**** COLLECTED MATERIAL ****

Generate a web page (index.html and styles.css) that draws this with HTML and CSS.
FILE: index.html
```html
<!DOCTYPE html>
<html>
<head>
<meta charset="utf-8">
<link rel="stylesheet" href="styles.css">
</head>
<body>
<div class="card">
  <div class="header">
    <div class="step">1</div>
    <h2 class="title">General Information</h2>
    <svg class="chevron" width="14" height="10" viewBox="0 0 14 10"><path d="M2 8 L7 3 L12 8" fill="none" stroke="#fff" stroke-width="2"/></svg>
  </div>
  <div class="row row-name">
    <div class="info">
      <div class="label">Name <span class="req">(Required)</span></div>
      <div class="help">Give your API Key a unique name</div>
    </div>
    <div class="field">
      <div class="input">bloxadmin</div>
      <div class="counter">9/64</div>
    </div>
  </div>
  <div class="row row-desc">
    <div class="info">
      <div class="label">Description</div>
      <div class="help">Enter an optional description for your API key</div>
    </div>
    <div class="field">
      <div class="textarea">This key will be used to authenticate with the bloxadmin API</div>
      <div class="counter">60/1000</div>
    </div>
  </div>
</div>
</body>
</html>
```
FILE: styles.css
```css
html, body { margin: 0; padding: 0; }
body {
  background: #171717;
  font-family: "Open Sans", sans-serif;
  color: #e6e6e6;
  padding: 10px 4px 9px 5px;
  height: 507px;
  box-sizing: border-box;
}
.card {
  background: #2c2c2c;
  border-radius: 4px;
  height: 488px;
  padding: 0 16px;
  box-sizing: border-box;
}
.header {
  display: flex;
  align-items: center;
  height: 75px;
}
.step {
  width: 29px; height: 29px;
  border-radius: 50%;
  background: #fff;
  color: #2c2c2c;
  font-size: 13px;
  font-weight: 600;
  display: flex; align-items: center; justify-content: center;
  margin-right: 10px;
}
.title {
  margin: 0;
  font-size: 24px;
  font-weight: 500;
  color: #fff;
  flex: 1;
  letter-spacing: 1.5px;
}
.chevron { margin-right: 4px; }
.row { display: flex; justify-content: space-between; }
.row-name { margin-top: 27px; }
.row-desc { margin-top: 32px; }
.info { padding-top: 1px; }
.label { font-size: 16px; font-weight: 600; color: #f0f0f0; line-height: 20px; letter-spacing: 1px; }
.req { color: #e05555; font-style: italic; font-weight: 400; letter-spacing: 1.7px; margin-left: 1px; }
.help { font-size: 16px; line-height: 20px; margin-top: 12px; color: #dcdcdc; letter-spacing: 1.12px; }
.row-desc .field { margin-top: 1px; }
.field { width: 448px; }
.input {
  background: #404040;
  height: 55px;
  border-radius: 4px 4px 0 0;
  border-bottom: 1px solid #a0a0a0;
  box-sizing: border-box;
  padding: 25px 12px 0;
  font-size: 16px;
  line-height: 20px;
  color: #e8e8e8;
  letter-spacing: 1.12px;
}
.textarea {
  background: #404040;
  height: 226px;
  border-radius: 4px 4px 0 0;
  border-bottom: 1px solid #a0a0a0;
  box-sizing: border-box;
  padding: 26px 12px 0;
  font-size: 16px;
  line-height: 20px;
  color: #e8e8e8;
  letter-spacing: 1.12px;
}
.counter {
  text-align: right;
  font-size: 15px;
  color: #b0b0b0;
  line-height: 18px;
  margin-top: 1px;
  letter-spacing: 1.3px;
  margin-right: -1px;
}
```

****

Print the whole listing exactly as it is.

**EXERCISE SOLUTION:**
Generate a web page (index.html and styles.css) that draws this with HTML and CSS.
FILE: index.html
```html
<!DOCTYPE html>
<html>
<head>
<meta charset="utf-8">
<link rel="stylesheet" href="styles.css">
</head>
<body>
<div class="card">
  <div class="header">
    <div class="step">1</div>
    <h2 class="title">General Information</h2>
    <svg class="chevron" width="14" height="10" viewBox="0 0 14 10"><path d="M2 8 L7 3 L12 8" fill="none" stroke="#fff" stroke-width="2"/></svg>
  </div>
  <div class="row row-name">
    <div class="info">
      <div class="label">Name <span class="req">(Required)</span></div>
      <div class="help">Give your API Key a unique name</div>
    </div>
    <div class="field">
      <div class="input">bloxadmin</div>
      <div class="counter">9/64</div>
    </div>
  </div>
  <div class="row row-desc">
    <div class="info">
      <div class="label">Description</div>
      <div class="help">Enter an optional description for your API key</div>
    </div>
    <div class="field">
      <div class="textarea">This key will be used to authenticate with the bloxadmin API</div>
      <div class="counter">60/1000</div>
    </div>
  </div>
</div>
</body>
</html>
```
FILE: styles.css
```css
html, body { margin: 0; padding: 0; }
body {
  background: #171717;
  font-family: "Open Sans", sans-serif;
  color: #e6e6e6;
  padding: 10px 4px 9px 5px;
  height: 507px;
  box-sizing: border-box;
}
.card {
  background: #2c2c2c;
  border-radius: 4px;
  height: 488px;
  padding: 0 16px;
  box-sizing: border-box;
}
.header {
  display: flex;
  align-items: center;
  height: 75px;
}
.step {
  width: 29px; height: 29px;
  border-radius: 50%;
  background: #fff;
  color: #2c2c2c;
  font-size: 13px;
  font-weight: 600;
  display: flex; align-items: center; justify-content: center;
  margin-right: 10px;
}
.title {
  margin: 0;
  font-size: 24px;
  font-weight: 500;
  color: #fff;
  flex: 1;
  letter-spacing: 1.5px;
}
.chevron { margin-right: 4px; }
.row { display: flex; justify-content: space-between; }
.row-name { margin-top: 27px; }
.row-desc { margin-top: 32px; }
.info { padding-top: 1px; }
.label { font-size: 16px; font-weight: 600; color: #f0f0f0; line-height: 20px; letter-spacing: 1px; }
.req { color: #e05555; font-style: italic; font-weight: 400; letter-spacing: 1.7px; margin-left: 1px; }
.help { font-size: 16px; line-height: 20px; margin-top: 12px; color: #dcdcdc; letter-spacing: 1.12px; }
.row-desc .field { margin-top: 1px; }
.field { width: 448px; }
.input {
  background: #404040;
  height: 55px;
  border-radius: 4px 4px 0 0;
  border-bottom: 1px solid #a0a0a0;
  box-sizing: border-box;
  padding: 25px 12px 0;
  font-size: 16px;
  line-height: 20px;
  color: #e8e8e8;
  letter-spacing: 1.12px;
}
.textarea {
  background: #404040;
  height: 226px;
  border-radius: 4px 4px 0 0;
  border-bottom: 1px solid #a0a0a0;
  box-sizing: border-box;
  padding: 26px 12px 0;
  font-size: 16px;
  line-height: 20px;
  color: #e8e8e8;
  letter-spacing: 1.12px;
}
.counter {
  text-align: right;
  font-size: 15px;
  color: #b0b0b0;
  line-height: 18px;
  margin-top: 1px;
  letter-spacing: 1.3px;
  margin-right: -1px;
}
```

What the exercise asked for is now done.